C'est une tranche de vie avec hôtesse de l'air et mère décédée, filmée en partie avec un Iphone, un peu à l'arrache. Du ciné français non formaté pour amateur de petite production bancale mais sympatoche ? Pas tout à fait car, très vite on s'aperçoit que le film a été pensé dans ses moindres détails. En plus de brosser le portrait très fin d'une jeune femme de 26 ans, le récit distille tout un discours subtil sur les apparences d'une société qui n'en a rien à foutre des humains qui la composent. Bye bye empathie et bienveillance, termes balancés à tout bout de chant dans les concepts managériaux d'entreprise qui n'en ont justement rien à foutre, tant ils sont là pour camoufler l'exact contraire de leurs agissements. Bonjour rendement, fric, respect débiles de règlements visant la rentabilité et appliqués par des employés que l'on sent plus proche du burn out, qui de guerre lasse finissent eux aussi par plonger dans cette vie faite uniquement d'apparences.
Le film se divise en deux parties distinctes. La première se concentre sur la vie au travail de Cassandre, future chef de cabine d'une compagnie aérienne low cost que l'on suit également lors de ses moments de repos à Lanzarote où elle est obligée d'habiter ( un lieu aussi impersonnel que possible, cubes de béton minables mais sous le soleil). La deuxième se déroule sous une grise Belgique où la jeune femme va renouer avec sa famille qui gère comme elle peut le deuil d'une mère décédée dans un accident de voiture. Si ce retour dans le giron familial peut apparaître plus psychologique, permettant à l'héroïne de retrouver quelques vraies valeurs, la société se camoufle dans les coins et continue à en avoir rien à foutre d'une enquête sur l'accident maternel tout en veillant encore et toujours à ce que les apparences, la vitrine, régissent la vie de ces êtres.

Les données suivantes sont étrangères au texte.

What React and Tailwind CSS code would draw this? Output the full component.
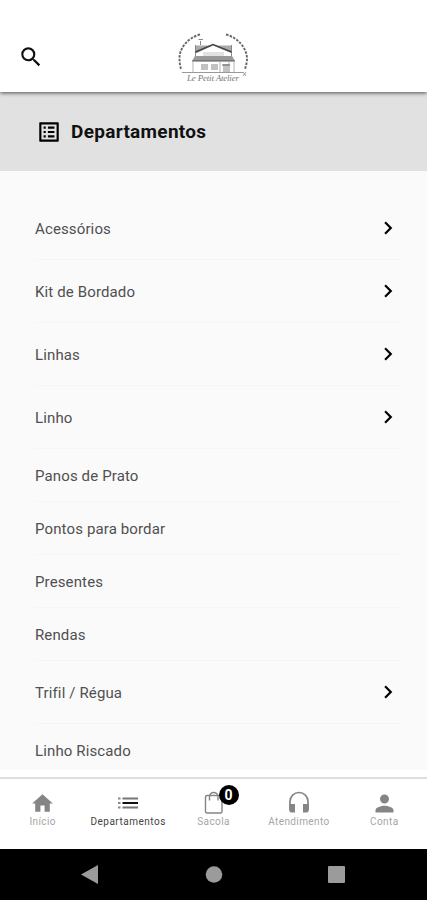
import { MdSearch, MdOutlineListAlt, MdChevronRight, MdHome, MdPerson } from "react-icons/md";

const departments = [
  { name: "Acessórios", sub: true },
  { name: "Kit de Bordado", sub: true },
  { name: "Linhas", sub: true },
  { name: "Linho", sub: true },
  { name: "Panos de Prato" },
  { name: "Pontos para bordar" },
  { name: "Presentes" },
  { name: "Rendas" },
  { name: "Trifil / Régua", sub: true },
  { name: "Linho Riscado" },
];

function Logo() {
  return (
    <svg width="72" height="52" viewBox="0 0 72 52" fill="none">
      {/* wreath */}
      <g stroke="#666" strokeWidth="1.9" strokeDasharray="2.5 1.3">
        <path d="M23 3.500C10 7 2 18 2.500 28C2.500 31 3 35 4 38" />
        <path d="M49 3.500C62 7 70 18 70 28C70 31 69 35 68 38" />
      </g>
      {/* house */}
      <path d="M18.500 14.500H36L20 22H18.500zM36 14.500H54.500V22L36 14.500z" fill="#aaa" />
      <path d="M18.500 14V26M54.500 14V26M23.500 10V14M21.500 8.500H26" stroke="#888" />
      <path d="M18.500 21L36 13.500L54.500 21" stroke="#444" strokeWidth="1.5" />
      <path d="M26 21H47V26H26z" fill="#e2e2e2" />
      <path d="M18 25H55L58 30H15z" fill="#999" />
      <path d="M15 30H58" stroke="#555" strokeWidth="1.2" />
      <path d="M16 30V42M57 30V42M43 31V42M52 31V42" stroke="#b5b5b5" />
      <path d="M24 33H31V39H24zM34 33H41V39H34zM46 33H53V41H46z" fill="#c2c2c2" />
      <path d="M45 34H53" stroke="#666" strokeWidth="1" />
      <path d="M5 41.500H66" stroke="#999" strokeWidth="1" />
      <path d="M66 41l3 4M69 41l-3 4" stroke="#777" strokeWidth=".7" />
      <text x="10" y="50" fill="#777" fontSize="9" fontStyle="italic" fontFamily="Liberation Serif, serif" textLength="52">Le Petit Atelier</text>
    </svg>
  );
}

function BagIcon() {
  return (
    <svg width="20" height="24" viewBox="0 0 20 24" fill="none" stroke="#858585" strokeWidth="1.4">
      <rect x="1.500" y="4.500" width="16.500" height="17.500" rx="1.500" />
      <path d="M5.500 9.500V6C5.500 0 14 0 14 6V9.500" />
    </svg>
  );
}

function ListIcon() {
  return (
    <svg width="22" height="14" viewBox="0 0 22 14">
      <path d="M1 2.500H3.500M1 7H3.500M1 11.500H3.500" stroke="#888" strokeWidth="2.200" />
      <path d="M5.500 2.500H21M5.500 11.500H21" stroke="#777" strokeWidth="2.200" />
      <path d="M5.500 7H21" stroke="#111" strokeWidth="2" />
    </svg>
  );
}

function HeadsetIcon() {
  return (
    <svg width="22" height="24" viewBox="0 0 22 24">
      <path d="M2 19V10.500a9 9 0 0 1 18 0V19" fill="none" stroke="#858585" strokeWidth="1.7" />
      <path d="M1.300 13H7V21.500H3.300a2 2 0 0 1-2-2zM15 13H20.700V19.500a2 2 0 0 1-2 2H15z" fill="#858585" />
    </svg>
  );
}

function NavItem({ label, active, children }) {
  return (
    <div className={active ? "flex-1 flex flex-col items-center text-[#444]" : "flex-1 flex flex-col items-center text-[#a5a5a5]"}>
      <div className="relative h-[26px] flex items-center justify-center">{children}</div>
      <span className={active ? "text-[10px] leading-3 tracking-[0.5px]" : "text-[10px] leading-3 tracking-[0.4px]"}>{label}</span>
    </div>
  );
}

export default function App() {
  return (
    <div className="w-full h-[900px] flex flex-col overflow-hidden bg-[#fafafa] font-['Roboto',sans-serif]">
      <header className="relative z-10 h-[92px] shrink-0 grid grid-cols-3 bg-white pt-[31px] shadow-[0_1px_4px_rgba(0,0,0,0.65)]">
        <MdSearch size={26} className="ml-[18px] mt-[13px] text-[#111]" />
        <div className="flex justify-center">
          <Logo />
        </div>
      </header>

      <div className="h-[79px] shrink-0 bg-[#e1e1e1] flex items-center gap-[9px] pl-[36px]">
        <MdOutlineListAlt size={26} className="text-black" />
        <h1 className="text-[19px] font-bold text-[#111] tracking-[0.3px] pt-0.5">Departamentos</h1>
      </div>

      <main className="flex-1 min-h-0 overflow-hidden pt-[26px] pl-[35px] pr-[27px]">
        {departments.map((item) => (
          <div
            key={item.name}
            className={
              item.sub
                ? "h-[63px] flex items-center justify-between border-b border-[#f5f5f5]"
                : "h-[53px] flex items-center justify-between border-b border-[#f5f5f5]"
            }
          >
            <span className="text-[15px] text-[#505050] tracking-[0.13px] pt-0.5">{item.name}</span>
            {item.sub && <MdChevronRight size={26} className="text-black -mr-px" />}
          </div>
        ))}
      </main>

      <div className="shrink-0 bg-white pt-[7px]">
        <nav className="h-[72px] border-t-2 border-[#dedede] flex pt-[11px]">
          <NavItem label="Início">
            <MdHome size={25} className="text-[#858585]" />
          </NavItem>
          <NavItem label="Departamentos" active>
            <ListIcon />
          </NavItem>
          <NavItem label="Sacola">
            <BagIcon />
            <span className="absolute left-[15px] -top-[5px] w-5 h-5 rounded-full bg-black text-white text-sm font-bold flex items-center justify-center">0</span>
          </NavItem>
          <NavItem label="Atendimento">
            <HeadsetIcon />
          </NavItem>
          <NavItem label="Conta">
            <MdPerson size={27} className="text-[#858585]" />
          </NavItem>
        </nav>
      </div>

      <div className="h-[51px] shrink-0 bg-black">
        <svg width="427" height="51" viewBox="0 0 427 51" fill="#9b9b9b">
          <path d="M81 25.500L98 16V35z" />
          <circle cx="214" cy="25.500" r="8.300" />
          <rect x="328" y="17" width="17" height="17" rx="1" />
        </svg>
      </div>
    </div>
  );
}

Cassandre, c'est Adèle Exarchopoulos, qui, il faut le dire, le redire, est absolument exceptionnelle dans ce rôle. La caméra ne la quitte quasiment jamais, la filmant plein cadre, traquant la plus petite émotion, tout en veillant à ne jamais la salir, voire l'érotiser ( alors que la société le lui demande). Nous sommes vraiment en empathie avec elle ( nous sommes bien les seuls !...ou presque) et nous ressentons au plus profond le mépris de ce capitalisme qui n'en a rien à foutre des humains auxquels il s'adresse. Dans les nombreuses scènes fortes du film, s'il fallait en retenir une seule, je choisirai, dans le premier tiers du film, ce dialogue téléphonique avec un centre d'appel Orange, moment de bascule où Adèle Exarchopoulos, intense d'émotion, hisse soudain ce premier long-métrage vers des sommets qu'il ne quittera plus.
Film à petit budget, "Rien à foutre", remarquable d'acuité sur nos vies d'apparence, est une très agréable surprise dans un cinéma français trop formaté et donne un réel sentiment d'espoir pour l'avenir, de ces cinéastes comme de la vie en général puisqu'il existe encore des humains de (très ) bonne volonté.